Go Green and Cool with LED downlighters

Tuesday, 15th September 2009

Many home owners opt for halogen downlighters in their loft conversion and with good reason. Downlighters look modern and as the ceiling is often lower than normal in a loft conversion you dont have the problem of banging your head into the lights. Halogen bulbs give off a nice bright and warm light, they also work well with dimmer switches and replacement bulbs are relatively cheap. But there is a slight down side to halogen downlighters, they are power hungry and can get very hot. Just lately we've noticed that LED replacements bulbs for GU10 and MR16 halogen bulbs are becoming more common, but are they any good?

Ease of use

To keep things simple I'm only going to be talking about GU10 and MR16 type bulbs in this post. If you don't know what they are then don't worry, they are the most common type of halogen bulb in downlighters. GU10 bulbs run from 240v and MR16 bulbs run from 12v supplied by a transformer. So how easy is it to change over to LED bulbs? The answer is that its extremely easy, in fact its as easy as, well, changing a light bulb. Just take out one of your existing bulbs (make sure its not hot!) take a look to see what type it is, buy led replacements and pop them in - easy!

Cost and Energy Saving

The engery savings to made with LED bulbs is exceptional, LED bulbs consume somewhere between 1 and 5 watts of power compared to 30 to 50 watts for a standard GU10 bulb. The downside is the initial purchase price of the bulbs, currently a good quality LED bulb will set you back up to £20 compared with around £2 for a halogen GU10 - thats up to ten times the price! Most led bulbs are rated to last around 50,000 hours which equates to a ten year lifespan so there may also be some savings on replacement bulbs as well.

Light Quality

This where things start to get confusing, LED bulbs tend to give a slightly blue light where a halogen bulb tends to be yellow. Most people prefer the warmer light of a halogen bulb so LED manufacturers have been working to create bulbs that give a more natural light. The colour temperature (measured in Kelvin) is used to describe the hue of light that a bulb will give:

  • 2700K - Warm white, has more yellow/orange hues
  • 3000K - Halogen white, clear white light, best for indoor use
  • 4100K - Cool white, a slight hint of blue
  • 5000K - Bright but with a hint of blue, good for display cabinets
  • 5600K - Brighter but with blue tinge, best for outdoor use

Most halogen bulbs are rated at 3000K, so if you like a warmer light then try to get as close to 3000k as you can.

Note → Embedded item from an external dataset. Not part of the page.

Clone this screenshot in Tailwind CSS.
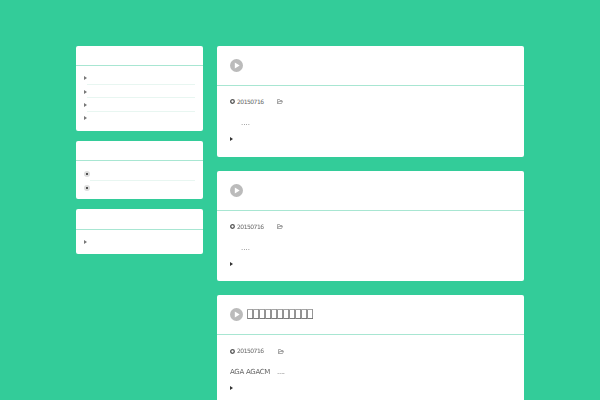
<!DOCTYPE html>
<html lang="en">

<head>
    <meta charset="UTF-8">
    <title>Blog</title>
    <script src="https://cdn.jsdelivr.net/npm/@tailwindcss/browser@4"></script>
</head>

<body class="bg-[#33cc99] font-['DejaVu_Sans',sans-serif] h-[400px] overflow-hidden">
    <div class="flex items-start gap-[14px] w-[448px] mx-auto pt-[46px] [will-change:opacity]">
        <!-- sidebar -->
        <div class="w-[127px] flex flex-col gap-[10px]">
            <div class="bg-white rounded-[2px]">
                <div class="h-[20px] border-b border-[#a8e6d2]"></div>
                <ul class="px-[8px] pt-[5.5px] pb-[5.5px]">
                    <li class="h-[13.4px] flex items-center"><span class="w-0 h-0 border-y-[2px] border-y-transparent border-l-[3px] border-l-[#777]"></span><span class="flex-1 self-end border-b border-[#e8f6f1]"></span></li>
                    <li class="h-[13.4px] flex items-center"><span class="w-0 h-0 border-y-[2px] border-y-transparent border-l-[3px] border-l-[#777]"></span><span class="flex-1 self-end border-b border-[#e8f6f1]"></span></li>
                    <li class="h-[13.4px] flex items-center"><span class="w-0 h-0 border-y-[2px] border-y-transparent border-l-[3px] border-l-[#777]"></span><span class="flex-1 self-end border-b border-[#e8f6f1]"></span></li>
                    <li class="h-[13.4px] flex items-center"><span class="w-0 h-0 border-y-[2px] border-y-transparent border-l-[3px] border-l-[#777]"></span></li>
                </ul>
            </div>
            <div class="bg-white rounded-[2px]">
                <div class="h-[20px] border-b border-[#a8e6d2]"></div>
                <ul class="px-[8px] pt-[7px] pb-[5px]">
                    <li class="h-[13.4px] flex items-center"><span class="w-[6px] h-[6px] rounded-full bg-[#ddd] flex items-center justify-center"><span class="w-[2px] h-[2px] rounded-full bg-[#222]"></span></span><span class="flex-1 self-end border-b border-[#e8f6f1]"></span></li>
                    <li class="h-[13.4px] flex items-center"><span class="w-[6px] h-[6px] rounded-full bg-[#ddd] flex items-center justify-center"><span class="w-[2px] h-[2px] rounded-full bg-[#222]"></span></span></li>
                </ul>
            </div>
            <div class="bg-white rounded-[2px]">
                <div class="h-[21px] border-b border-[#a8e6d2]"></div>
                <ul class="px-[8px] pt-[5px] pb-[6px]">
                    <li class="h-[13px] flex items-center"><span class="w-0 h-0 border-y-[2px] border-y-transparent border-l-[3px] border-l-[#777]"></span></li>
                </ul>
            </div>
        </div>

        <!-- posts -->
        <div class="w-[307px] flex flex-col gap-[14px]">
            <article class="bg-white rounded-[2px] h-[111px]">
                <div class="h-[40px] border-b border-[#a8e6d2] px-[13px] pb-[1px] flex items-center">
                    <svg class="w-[13px] h-[13px]" viewBox="0 0 14 14"><circle cx="7" cy="7" r="7" fill="#bbb"/><path d="M5.2 3.8v6.4L10.4 7z" fill="#fff"/></svg>
                </div>
                <div class="px-[13px] pt-[11.5px]">
                    <div class="flex items-center text-[6px] tracking-[-0.5px] leading-[8px] text-[#666]">
                        <svg class="w-[5px] h-[5px] mr-[2px]" viewBox="0 0 10 10"><circle cx="5" cy="5" r="3.6" fill="none" stroke="#555" stroke-width="2.6"/></svg>
                        <span>20150716</span>
                        <svg class="w-[6px] h-[5px] ml-[13px]" viewBox="0 0 12 10"><path d="M1 9V1h4l1 2h4v2M1 9h8l2-4H3z" fill="none" stroke="#888" stroke-width="1.4"/></svg>
                    </div>
                    <p class="mt-[11.5px] pl-[11px] text-[7px] leading-[12px] text-[#666]">....</p>
                    <div class="mt-[8px] w-0 h-0 border-y-[2px] border-y-transparent border-l-[3px] border-l-[#333]"></div>
                </div>
            </article>
            <article class="bg-white rounded-[2px] h-[110px]">
                <div class="h-[40px] border-b border-[#a8e6d2] px-[13px] pb-[1px] flex items-center">
                    <svg class="w-[13px] h-[13px]" viewBox="0 0 14 14"><circle cx="7" cy="7" r="7" fill="#bbb"/><path d="M5.2 3.8v6.4L10.4 7z" fill="#fff"/></svg>
                </div>
                <div class="px-[13px] pt-[11.5px]">
                    <div class="flex items-center text-[6px] tracking-[-0.5px] leading-[8px] text-[#666]">
                        <svg class="w-[5px] h-[5px] mr-[2px]" viewBox="0 0 10 10"><circle cx="5" cy="5" r="3.6" fill="none" stroke="#555" stroke-width="2.6"/></svg>
                        <span>20150716</span>
                        <svg class="w-[6px] h-[5px] ml-[13px]" viewBox="0 0 12 10"><path d="M1 9V1h4l1 2h4v2M1 9h8l2-4H3z" fill="none" stroke="#888" stroke-width="1.4"/></svg>
                    </div>
                    <p class="mt-[11.5px] pl-[11px] text-[7px] leading-[12px] text-[#666]">....</p>
                    <div class="mt-[8px] w-0 h-0 border-y-[2px] border-y-transparent border-l-[3px] border-l-[#333]"></div>
                </div>
            </article>
            <article class="bg-white rounded-[2px] h-[110px]">
                <div class="h-[40px] border-b border-[#a8e6d2] px-[13px] pb-[1px] flex items-center gap-[4px]">
                    <svg class="w-[13px] h-[13px]" viewBox="0 0 14 14"><circle cx="7" cy="7" r="7" fill="#bbb"/><path d="M5.2 3.8v6.4L10.4 7z" fill="#fff"/></svg>
                    <h2 class="text-[11px] tracking-[-0.6px] text-[#555]">&#xE000;&#xE001;&#xE002;&#xE003;&#xE004;&#xE005;&#xE006;&#xE007;&#xE008;&#xE009;&#xE00A;</h2>
                </div>
                <div class="px-[13px] pt-[12px]">
                    <div class="flex items-center text-[6px] tracking-[-0.5px] leading-[8px] text-[#666]">
                        <svg class="w-[5px] h-[5px] mr-[2px]" viewBox="0 0 10 10"><circle cx="5" cy="5" r="3.6" fill="none" stroke="#555" stroke-width="2.6"/></svg>
                        <span>20150716</span>
                        <svg class="w-[6px] h-[5px] ml-[14px]" viewBox="0 0 12 10"><path d="M1 9V1h4l1 2h4v2M1 9h8l2-4H3z" fill="none" stroke="#888" stroke-width="1.4"/></svg>
                    </div>
                    <p class="mt-[11px] text-[7px] tracking-[-0.3px] leading-[12px] text-[#666]">AGA AGACM<span class="ml-[7px]">....</span></p>
                    <div class="mt-[8px] w-0 h-0 border-y-[2px] border-y-transparent border-l-[3px] border-l-[#333]"></div>
                </div>
            </article>
        </div>
    </div>
</body>

</html>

You may see LED bulbs rated by the amount of light they give off, this is measured in lumens. The problem is that most consumers are used to buying bulbs rated by the wattage and are confused by lumens. Fortunately many retailers and manufacturers have realised this and often compare the bulbs out to that of a halogen bulb. Check the output of the bulbs before purchasing, any good retailer will be able to advise if you are unsure.

Mercury and Dimming

LED bulbs contain no mercury which is great and they are quite robust and unlikely to break or smash. One of the biggest drawbacks of current LED lights is that most of them do not work with dimmer switches. Not so much a problem in kitchens where you want the lights on full all the time but in bedrooms and living rooms its nice to be able to dimm the lights.


I think that providing you buy the right colour temperature bulbs for the application then LED bulbs are the way to go. The price of electricity is likely to go up in the future and the government has set challenging targets to reduce our CO2 emissions to help prevent climate change. So while there are some downsides, overall it seems to make sense to make the switch to LED bulbs.